На поимку Лимоэлана были брошены лучшие полицейские силы Франции. Оказалось, что его невеста, мадемуазель Альбер, жила в Версале. У нее-то он и прятался первое время после взрыва. Был найден священник, которому Лимоэлан исповедовался за месяц до покушения. Кольцо постепенно сжималось, но когда дом, где должен был находиться Лимоэлан, был окружен, оказалось, что там его уже нет.

Он в это время уже был в Бретани. Там он скрывался до конца марта 1802 года, а после этого уехал в Соединенные Штаты. Смерть маленькой Пёсоль настолько сломила его психику, что он совсем перестал спать по ночам. В Америке он стал священником под именем аббата де Клоривьера. Через год он написал своей невесте, приглашая ее приехать в Америку, но та не могла сделать этого, так как поклялась посвятить себя богу, если ее жениху удастся ускользнуть от полицейских ищеек. Новоявленный аббат де Клоривьер был в отчаянии: зачем ему было с такими сложностями спасаться, если теперь он и его любимая не могут быть вместе?

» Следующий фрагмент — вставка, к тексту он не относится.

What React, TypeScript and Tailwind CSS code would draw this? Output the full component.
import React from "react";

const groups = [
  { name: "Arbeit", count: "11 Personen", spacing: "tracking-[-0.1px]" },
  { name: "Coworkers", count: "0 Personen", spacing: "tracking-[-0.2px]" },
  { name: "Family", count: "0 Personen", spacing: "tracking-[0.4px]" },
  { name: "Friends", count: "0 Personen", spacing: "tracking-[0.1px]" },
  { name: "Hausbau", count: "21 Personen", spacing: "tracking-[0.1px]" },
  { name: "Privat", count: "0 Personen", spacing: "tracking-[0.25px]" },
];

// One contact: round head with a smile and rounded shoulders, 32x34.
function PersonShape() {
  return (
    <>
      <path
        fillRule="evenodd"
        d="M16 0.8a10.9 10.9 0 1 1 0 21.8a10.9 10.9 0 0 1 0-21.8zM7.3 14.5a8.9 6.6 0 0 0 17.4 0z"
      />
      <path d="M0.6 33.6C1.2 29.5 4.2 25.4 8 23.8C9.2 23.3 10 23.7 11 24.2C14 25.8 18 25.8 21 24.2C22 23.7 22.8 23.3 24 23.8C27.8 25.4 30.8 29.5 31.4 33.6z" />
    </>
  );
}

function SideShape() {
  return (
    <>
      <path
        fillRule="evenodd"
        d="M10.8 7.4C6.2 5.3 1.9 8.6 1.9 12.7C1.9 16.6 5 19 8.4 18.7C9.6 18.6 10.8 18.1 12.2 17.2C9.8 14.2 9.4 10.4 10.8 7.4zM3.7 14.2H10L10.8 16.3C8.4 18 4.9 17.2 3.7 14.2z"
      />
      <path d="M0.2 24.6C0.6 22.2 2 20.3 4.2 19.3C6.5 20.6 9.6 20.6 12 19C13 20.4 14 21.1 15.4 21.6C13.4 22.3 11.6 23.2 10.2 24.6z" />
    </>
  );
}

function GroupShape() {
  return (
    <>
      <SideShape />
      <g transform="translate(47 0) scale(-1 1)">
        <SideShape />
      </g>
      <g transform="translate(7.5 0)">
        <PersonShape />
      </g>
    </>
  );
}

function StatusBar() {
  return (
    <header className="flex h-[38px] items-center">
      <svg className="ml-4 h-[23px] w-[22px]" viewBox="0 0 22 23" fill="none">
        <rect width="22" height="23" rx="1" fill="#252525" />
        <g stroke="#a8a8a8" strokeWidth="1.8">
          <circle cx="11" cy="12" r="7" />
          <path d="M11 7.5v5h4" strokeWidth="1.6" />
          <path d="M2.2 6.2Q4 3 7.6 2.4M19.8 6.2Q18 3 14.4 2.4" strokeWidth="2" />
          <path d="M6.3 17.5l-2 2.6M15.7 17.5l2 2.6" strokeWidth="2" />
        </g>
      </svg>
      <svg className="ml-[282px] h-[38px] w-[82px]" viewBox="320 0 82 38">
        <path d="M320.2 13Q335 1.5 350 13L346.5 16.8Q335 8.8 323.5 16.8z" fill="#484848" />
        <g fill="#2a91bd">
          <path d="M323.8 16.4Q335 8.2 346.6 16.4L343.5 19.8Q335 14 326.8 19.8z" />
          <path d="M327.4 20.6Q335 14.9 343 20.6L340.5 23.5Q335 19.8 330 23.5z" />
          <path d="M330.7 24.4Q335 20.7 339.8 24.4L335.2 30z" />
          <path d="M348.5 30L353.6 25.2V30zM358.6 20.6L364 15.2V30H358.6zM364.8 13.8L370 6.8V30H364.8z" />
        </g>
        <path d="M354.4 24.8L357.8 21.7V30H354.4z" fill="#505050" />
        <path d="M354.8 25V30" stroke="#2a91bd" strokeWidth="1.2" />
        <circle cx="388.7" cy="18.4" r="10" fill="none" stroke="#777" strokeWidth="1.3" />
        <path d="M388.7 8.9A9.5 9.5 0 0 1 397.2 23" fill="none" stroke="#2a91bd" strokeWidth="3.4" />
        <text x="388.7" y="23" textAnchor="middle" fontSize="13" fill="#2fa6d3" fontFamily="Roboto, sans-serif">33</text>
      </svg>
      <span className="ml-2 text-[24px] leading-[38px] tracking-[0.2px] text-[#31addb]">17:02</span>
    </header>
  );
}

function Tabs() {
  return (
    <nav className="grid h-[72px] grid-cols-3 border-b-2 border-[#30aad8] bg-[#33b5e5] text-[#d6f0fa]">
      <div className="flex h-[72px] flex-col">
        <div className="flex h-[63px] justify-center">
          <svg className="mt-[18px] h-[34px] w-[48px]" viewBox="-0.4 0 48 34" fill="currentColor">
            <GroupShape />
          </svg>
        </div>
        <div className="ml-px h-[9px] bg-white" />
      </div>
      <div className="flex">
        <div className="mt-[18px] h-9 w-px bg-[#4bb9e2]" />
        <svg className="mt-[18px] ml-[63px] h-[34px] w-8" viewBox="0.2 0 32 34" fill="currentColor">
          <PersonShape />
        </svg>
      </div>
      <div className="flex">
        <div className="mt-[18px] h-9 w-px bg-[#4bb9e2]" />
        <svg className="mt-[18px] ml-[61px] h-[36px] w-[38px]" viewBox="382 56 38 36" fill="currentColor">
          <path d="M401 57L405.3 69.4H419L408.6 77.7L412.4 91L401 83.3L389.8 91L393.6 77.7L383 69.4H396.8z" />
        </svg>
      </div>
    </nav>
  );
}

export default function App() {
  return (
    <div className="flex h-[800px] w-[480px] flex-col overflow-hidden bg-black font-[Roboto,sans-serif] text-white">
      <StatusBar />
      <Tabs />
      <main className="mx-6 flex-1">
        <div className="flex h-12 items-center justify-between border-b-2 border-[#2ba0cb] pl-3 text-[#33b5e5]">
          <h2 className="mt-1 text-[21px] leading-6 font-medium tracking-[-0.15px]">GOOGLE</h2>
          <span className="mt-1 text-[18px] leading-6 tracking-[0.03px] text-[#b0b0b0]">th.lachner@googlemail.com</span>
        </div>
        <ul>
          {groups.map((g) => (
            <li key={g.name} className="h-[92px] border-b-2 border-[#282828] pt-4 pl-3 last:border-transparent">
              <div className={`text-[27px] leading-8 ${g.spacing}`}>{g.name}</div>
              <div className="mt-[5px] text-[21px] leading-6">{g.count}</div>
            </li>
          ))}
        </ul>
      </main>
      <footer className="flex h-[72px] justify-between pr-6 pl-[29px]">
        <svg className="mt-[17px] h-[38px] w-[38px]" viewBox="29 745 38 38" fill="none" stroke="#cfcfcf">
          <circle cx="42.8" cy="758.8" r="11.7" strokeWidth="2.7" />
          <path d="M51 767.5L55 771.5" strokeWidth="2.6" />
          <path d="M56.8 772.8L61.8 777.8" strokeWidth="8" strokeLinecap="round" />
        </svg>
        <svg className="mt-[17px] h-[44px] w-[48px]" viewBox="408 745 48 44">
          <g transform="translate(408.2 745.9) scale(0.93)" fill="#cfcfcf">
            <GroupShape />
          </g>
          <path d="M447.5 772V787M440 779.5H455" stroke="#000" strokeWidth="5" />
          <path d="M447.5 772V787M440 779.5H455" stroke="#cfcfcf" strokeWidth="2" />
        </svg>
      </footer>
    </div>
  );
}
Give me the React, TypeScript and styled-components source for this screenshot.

Но надо было продолжать жить, и вплоть до самого падения Наполеона он служил кюре в Чарльстоуне, а в 1820 году стал управляющим монастыря в Джорджтауне и организовал за свой счет пансионат для маленьких девочек из бедных семей. Умер Жозеф-Пьер Пико де Лимоэлан лишь в 1826 году, через пять лет после смерти ненавистного ему Наполеона.

* * *

Роялисты, непосредственно участвовавшие в покушении, были казнены, многие были сосланы подобно якобинцам. Но все-таки гнев Наполеона против роялистов не был в тот момент так жесток, как можно было бы ожидать, судя по расправе с совсем не имеющими отношения к делу о взрыве на улице Сен-Никез якобинцами. И тут причина заключается вовсе не в том, что он уже потратил на якобинцев весь свой гнев, а на роялистов его уже не хватило. Наполеон умел быть жестоким, когда находил это нужным, оставаясь вполне хладнокровным и спокойным. Дело тут было вовсе не в этом, а в том, что он задался целью увести из-под знамен Бурбонов тех умеренных роялистов, интересы которых могли быть вполне примиримы с новым порядком во Франции. Другими словами, он хотел показать, что те роялисты, которые признают законность его власти и безропотно подчинятся ей, будут приняты им с готовностью, и прежние грехи могут быть им прощены, а вот с непримиримыми, непременно желающими восстановить власть Бурбонов, он будет вести беспощадную борьбу. По имеющимся оценкам, эмигрантов-роялистов в то время насчитывалось около ста пятидесяти тысяч человек, и из них более половины уже вернулись в страну и поступили под надзор полиции. Только трем тысячам эмигрантов въезд во Францию попрежнему был воспрещен. Вот эти-то люди и были главными противниками Наполеона.